His 87 RBI and 96 runs scored paled in comparison to what we were used to seeing from a full season of peak Williams but those limited counting stats were a product of the weak lineup around him. The Hall of Fame teammates that surrounded him in the 1940s were long gone and the blatant racism of owner Tom Yawkey and his front office cronies resulted in the talent level on the roster falling behind other clubs who were integrating minority players while the Red Sox stubbornly refused.
Boston finished in third place in the AL in 1957, a whopping 24 games behind the New York Yankees. There were a few times that Williams was robbed of an MVP by a Yankees player who was gifted the award by virtue of New York winning the pennant. This wasn’t one of those times.
Mickey Mantle was a deserving MVP in ’57. His offensive numbers weren’t as dominant as the previous season when he won the Triple Crown and his first MVP but they were comparable to Williams that year. Ted beat him in the batting title race and had a few more homers but Mantle was a much better base runner and defensive player than the aging Williams. Mantle’s career-high 11.3 WAR easily topped Williams’ 9.7 WAR.
Williams only topped his WAR from that season on three other occasions. FanGraphs credited him with the same 9.7 WAR but they rate that season as only the sixth-best of his career by their version of the metric.

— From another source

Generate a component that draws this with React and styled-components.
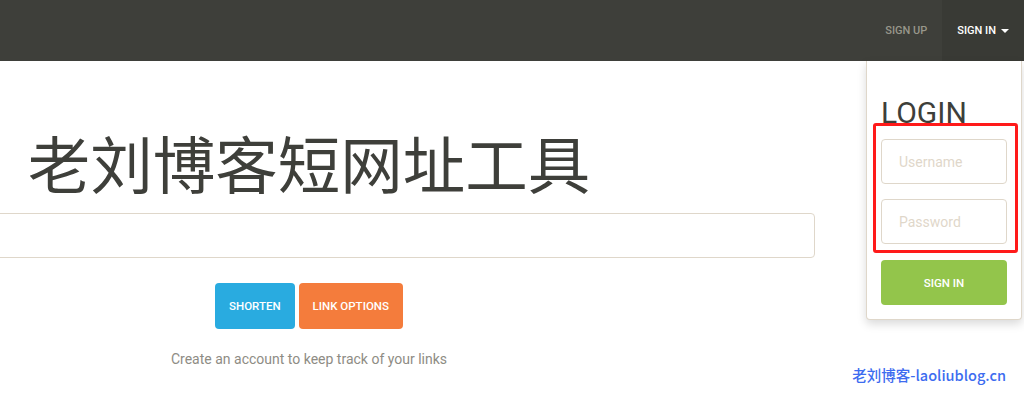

Perhaps the most impressive aspect of this season was that Williams did it late in his career nearly a decade after his prime. The Kid was no longer a kid but he was the only reason why fans showed up at the ballpark to watch the Red Sox for most of that decade. The fourth best season of his career was also his fourth-to-last and it was the last year that Williams was a serious threat to win an MVP.